WORK INSTRUCTIONS
Look through the material below and count the lines with the string "React". Report only the count.

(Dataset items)
- - -
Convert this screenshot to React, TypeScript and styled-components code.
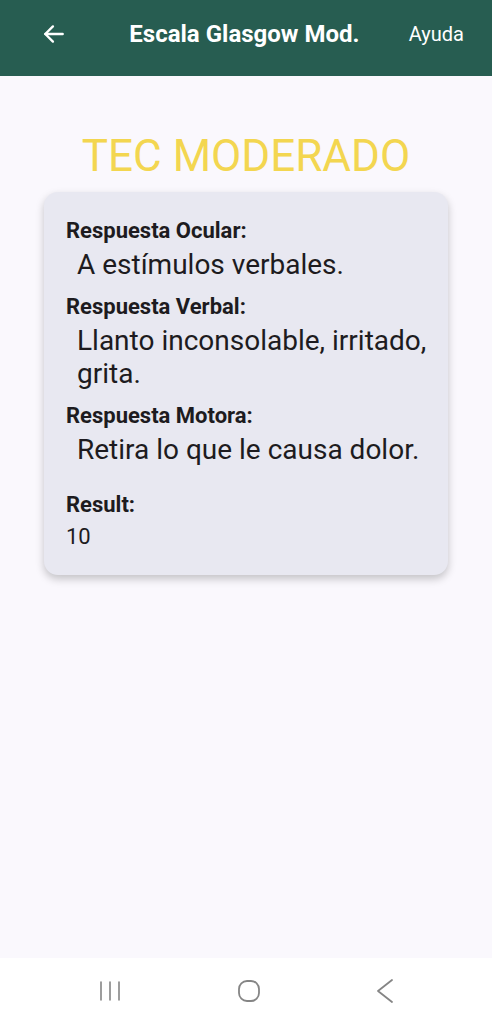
import React from "react";
import styled, {createGlobalStyle} from "styled-components";

const GlobalStyle = createGlobalStyle`
  html, body {
    margin: 0;
    padding: 0;
    background: #faf8fd;
    font-family: Roboto, "Noto Sans", "Liberation Sans", sans-serif;
  }
  * {
    box-sizing: border-box;
  }
`;

const Screen = styled.div`
  width: 492px;
  height: 1024px;
  display: flex;
  flex-direction: column;
  background: #faf8fd;
`;

const TopBar = styled.header`
  height: 76px;
  background: #275d51;
  display: flex;
  align-items: center;
  padding: 0 28px 8px 40px;
  color: #ffffff;
`;

const BackButton = styled.button`
  width: 28px;
  height: 28px;
  padding: 0;
  border: none;
  background: none;
  color: #ffffff;
  display: flex;
  align-items: center;
  justify-content: center;
`;

const BarTitle = styled.h1`
  flex: 1;
  margin: 0;
  text-align: center;
  font-size: 24px;
  font-weight: 700;
  padding-left: 12px;
  white-space: nowrap;
`;

const HelpLink = styled.span`
  font-size: 20px;
  font-weight: 400;
`;

const Content = styled.main`
  flex: 1;
  display: flex;
  flex-direction: column;
  align-items: center;
  padding: 56px 44px 0;
`;

const Severity = styled.h2`
  margin: 0 0 12px;
  font-size: 44px;
  line-height: 48px;
  font-weight: 400;
  color: #f3d650;
`;

const Card = styled.section`
  width: 100%;
  background: #e8e8f1;
  border-radius: 14px;
  box-shadow: 0 4px 8px rgba(0, 0, 0, 0.22);
  padding: 26px 12px 25px 22px;
  color: #1d1b20;
`;

const Field = styled.div<{ $gap?: number }>`
  margin-bottom: ${(p) => p.$gap ?? 13}px;
`;

const Label = styled.div`
  font-size: 22px;
  line-height: 26px;
  font-weight: 700;
`;

const Value = styled.div<{ $small?: boolean }>`
  margin-top: ${(p) => (p.$small ? 6 : 4)}px;
  padding-left: ${(p) => (p.$small ? 0 : 11)}px;
  font-size: ${(p) => (p.$small ? 22 : 28)}px;
  line-height: ${(p) => (p.$small ? 26 : 33)}px;
  font-weight: 400;
`;

const NavBar = styled.nav`
  height: 66px;
  background: #ffffff;
  display: flex;
  align-items: center;
  gap: 113px;
  padding-left: 97px;
  color: #858585;
`;

const fields = [
    {label: "Respuesta Ocular:", value: "A estímulos verbales."},
    {label: "Respuesta Verbal:", value: "Llanto inconsolable, irritado, grita."},
    {label: "Respuesta Motora:", value: "Retira lo que le causa dolor."},
];

function App() {
    return (
        <Screen>
            <GlobalStyle/>
            <TopBar>
                <BackButton aria-label="Volver">
                    <svg width="26" height="26" viewBox="0 0 24 24" fill="none" stroke="currentColor"
                         strokeWidth="2.2" strokeLinecap="round" strokeLinejoin="round">
                        <path d="M20 12H4"/>
                        <path d="M11 5l-7 7 7 7"/>
                    </svg>
                </BackButton>
                <BarTitle>Escala Glasgow Mod.</BarTitle>
                <HelpLink>Ayuda</HelpLink>
            </TopBar>
            <Content>
                <Severity>TEC MODERADO</Severity>
                <Card>
                    {fields.map((f, i) => (
                        <Field key={f.label} $gap={i === fields.length - 1 ? 26 : 13}>
                            <Label>{f.label}</Label>
                            <Value>{f.value}</Value>
                        </Field>
                    ))}
                    <Field $gap={0}>
                        <Label>Result:</Label>
                        <Value $small>10</Value>
                    </Field>
                </Card>
            </Content>
            <NavBar>
                <svg width="26" height="24" viewBox="0 0 26 24" stroke="currentColor" strokeWidth="1.6"
                     strokeLinecap="round">
                    <path d="M4 3v18M13 3v18M22 3v18"/>
                </svg>
                <svg width="26" height="26" viewBox="0 0 26 26" fill="none" stroke="currentColor"
                     strokeWidth="1.8">
                    <rect x="3" y="3" width="20" height="20" rx="8"/>
                </svg>
                <svg width="20" height="26" viewBox="0 0 20 26" fill="none" stroke="currentColor"
                     strokeWidth="1.8" strokeLinecap="round" strokeLinejoin="round">
                    <path d="M17 2L3 13l14 11"/>
                </svg>
            </NavBar>
        </Screen>
    );
}

export default App;
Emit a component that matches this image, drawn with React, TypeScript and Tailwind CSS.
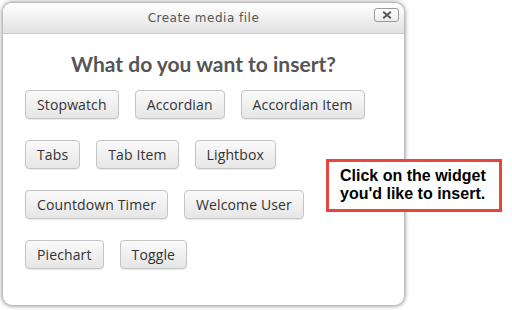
import React from "react";

const rows: string[][] = [
  ["Stopwatch", "Accordian", "Accordian Item"],
  ["Tabs", "Tab Item", "Lightbox"],
  ["Countdown Timer", "Welcome User"],
  ["Piechart", "Toggle"],
];

export default function App() {
  return (
    <div className="relative w-[512px] h-[310px] bg-white overflow-hidden">
      <div className="absolute left-[3px] top-[3px] w-[401px] h-[302px] bg-white rounded-[9px] shadow-[0_0_4px_1px_rgba(0,0,0,0.45)] flex flex-col overflow-hidden">
        <div className="relative h-[31px] shrink-0 bg-gradient-to-b from-white to-[#e2e2e2] border-b border-[#c8c8c8] flex items-center justify-center">
          <span className="text-[12px] text-[#555] tracking-[0.5px]" style={{ fontFamily: '"DejaVu Sans", sans-serif' }}>
            Create media file
          </span>
          <div className="absolute right-[5px] top-[5px] w-[25px] h-[14px] rounded-[3px] border border-[#9a9a9a] bg-gradient-to-b from-white to-[#ededed] flex items-center justify-center">
            <svg width="10" height="8" viewBox="0 0 10 8">
              <path d="M1.2 0.8 L8.8 7.2 M8.8 0.8 L1.2 7.2" stroke="#5a5a5a" strokeWidth="2.1" />
            </svg>
          </div>
        </div>
        <div className="flex flex-col pl-[22px]">
          <h1
            className="text-center text-[21px] font-bold text-[#555] leading-[28px] mt-[16px] pr-[22px]"
            style={{ fontFamily: 'Lato, "Open Sans", sans-serif' }}
          >
            What do you want to insert?
          </h1>
          <div className="flex flex-col gap-[21px] mt-[12px]">
            {rows.map((row, i) => (
              <div key={i} className="flex gap-[16px]">
                {row.map((b) => (
                  <button
                    key={b}
                    className="h-[29px] px-[11px] rounded-[4px] border border-[#c4c4c4] bg-gradient-to-b from-[#fafafa] to-[#e6e6e6] text-[14px] text-[#333] leading-[19px] tracking-[0.12px] shadow-[0_1px_1px_rgba(0,0,0,0.08)]"
                    style={{ fontFamily: '"Open Sans", sans-serif' }}
                  >
                    {b}
                  </button>
                ))}
              </div>
            ))}
          </div>
        </div>
      </div>
      <div
        className="absolute left-[326px] top-[159px] w-[176px] h-[53px] border-[3px] border-[#e8463d] bg-white pl-[11px] pt-[5px] text-[16px] font-bold leading-[18px] text-black"
        style={{ fontFamily: '"Liberation Sans", Arial, sans-serif' }}
      >
        Click on the widget
        <br />
        you'd like to insert.
      </div>
    </div>
  );
}
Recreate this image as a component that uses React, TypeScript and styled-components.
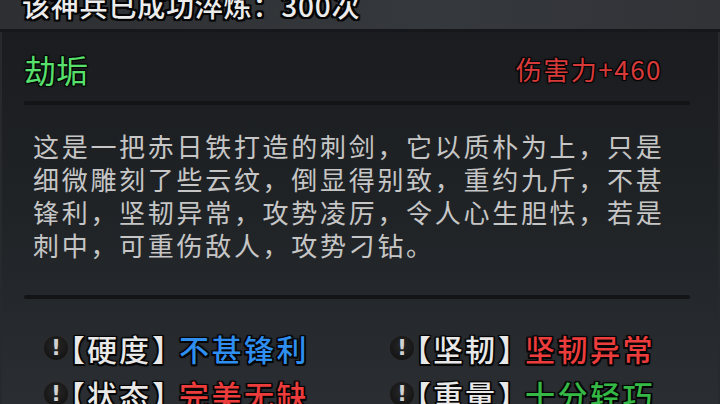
import styled, { createGlobalStyle, css } from "styled-components";

type Tone = "white" | "blue" | "red" | "green";

const TONES: Record<Tone, string> = {
  white: "#e8e8e8",
  blue: "#2f8ff0",
  red: "#ec3c3c",
  green: "#35b846",
};

const outline = (w: number) => css`
  text-shadow: -${w}px -${w}px 0 #050505, ${w}px -${w}px 0 #050505,
    -${w}px ${w}px 0 #050505, ${w}px ${w}px 0 #050505, 0 ${w}px 0 #050505,
    0 -${w}px 0 #050505, ${w}px 0 0 #050505, -${w}px 0 0 #050505,
    0 0 3px #000;
`;

const GlobalStyle = createGlobalStyle`
  html, body {
    margin: 0;
    padding: 0;
    background: #1e2023;
    overflow: hidden;
  }
  body {
    font-family: "Noto Sans CJK SC", "Noto Sans", sans-serif;
  }
`;

const Frame = styled.div`
  width: 720px;
  height: 404px;
  overflow: hidden;
  display: flex;
  flex-direction: column;
`;

const TopBar = styled.div`
  height: 32px;
  flex-shrink: 0;
  display: flex;
  align-items: flex-end;
  padding: 0 0 10px 22px;
  box-sizing: border-box;
  overflow: hidden;
  background: linear-gradient(90deg, #2d2f32 0%, #35383c 60%, #313337 100%);
  border-bottom: 3px solid #16171a;
`;

const TopText = styled.div`
  font-size: 28px;
  line-height: 28px;
  font-weight: 500;
  letter-spacing: 0.8px;
  color: #ececec;
  white-space: nowrap;
  ${outline(2)}
`;

const Panel = styled.div`
  flex: 1;
  display: flex;
  flex-direction: column;
  padding: 0 28px 0 22px;
  background: linear-gradient(180deg, #1a1c1f 0%, #202326 45%, #2b2e32 100%);
  border-left: 2px solid #27292c;
  border-right: 2px solid #27292c;
  box-sizing: border-box;
`;

const Header = styled.div`
  margin-top: 18px;
  height: 38px;
  display: flex;
  align-items: center;
  justify-content: space-between;
  padding-right: 28px;
`;

const Title = styled.div`
  font-size: 32px;
  line-height: 38px;
  color: #58e06c;
  ${outline(1)}
`;

const Damage = styled.div`
  font-size: 26px;
  line-height: 38px;
  color: #d83a3a;
  letter-spacing: 1.5px;
  ${outline(1)}
`;

const Divider = styled.div<{ $gap: number }>`
  margin-top: ${(p) => p.$gap}px;
  height: 4px;
  border-radius: 2px;
  background: #121416;
  flex-shrink: 0;
`;

const Description = styled.p`
  margin: 24px 0 0;
  padding: 0 0 0 9px;
  font-size: 26px;
  line-height: 33px;
  letter-spacing: 2.7px;
  color: #c6c6c6;
`;

const Stats = styled.div`
  margin-top: 26px;
  padding-left: 20px;
  display: grid;
  grid-template-columns: 346px 1fr;
  grid-auto-rows: 46px;
`;

const Stat = styled.div`
  display: flex;
  align-items: center;
  white-space: nowrap;
`;

const Hint = styled.span`
  width: 24px;
  height: 24px;
  flex-shrink: 0;
  border-radius: 50%;
  background: radial-gradient(circle at 50% 40%, #272727 0%, #131313 80%);
  box-shadow: 0 0 0 1px #2c2c2c;
  color: #d2d2d2;
  font-family: "DejaVu Sans", sans-serif;
  font-weight: bold;
  font-size: 21px;
  line-height: 24px;
  text-align: center;
`;

const Label = styled.span`
  margin-left: 2px;
  font-size: 30px;
  line-height: 46px;
  font-weight: 500;
  letter-spacing: 2px;
  font-feature-settings: "halt";
  color: ${TONES.white};
  ${outline(1.5)}
`;

const Name = styled.span`
  margin-right: 1px;
`;

const Value = styled.span<{ $tone: Tone }>`
  margin-left: 10px;
  font-size: 30px;
  line-height: 46px;
  font-weight: 500;
  letter-spacing: 2.5px;
  color: ${(p) => TONES[p.$tone]};
  ${outline(1.5)}
`;

const stats: { label: string; value: string; tone: Tone }[] = [
  { label: "硬度", value: "不甚锋利", tone: "blue" },
  { label: "坚韧", value: "坚韧异常", tone: "red" },
  { label: "状态", value: "完美无缺", tone: "red" },
  { label: "重量", value: "十分轻巧", tone: "green" },
];

export default function App() {
  return (
    <>
      <GlobalStyle />
      <Frame>
        <TopBar>
          <TopText>该神兵已成功淬炼：300次</TopText>
        </TopBar>
        <Panel>
          <Header>
            <Title>劫垢</Title>
            <Damage>伤害力+460</Damage>
          </Header>
          <Divider $gap={13} />
          <Description>
            这是一把赤日铁打造的刺剑，它以质朴为上，只是细微雕刻了些云纹，倒显得别致，重约九斤，不甚锋利，坚韧异常，攻势凌厉，令人心生胆怯，若是刺中，可重伤敌人，攻势刁钻。
          </Description>
          <Divider $gap={34} />
          <Stats>
            {stats.map((s) => (
              <Stat key={s.label}>
                <Hint>!</Hint>
                <Label>
                  【<Name>{s.label}</Name>】
                </Label>
                <Value $tone={s.tone}>{s.value}</Value>
              </Stat>
            ))}
          </Stats>
        </Panel>
      </Frame>
    </>
  );
}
- - -
EXPECTED ANSWER
5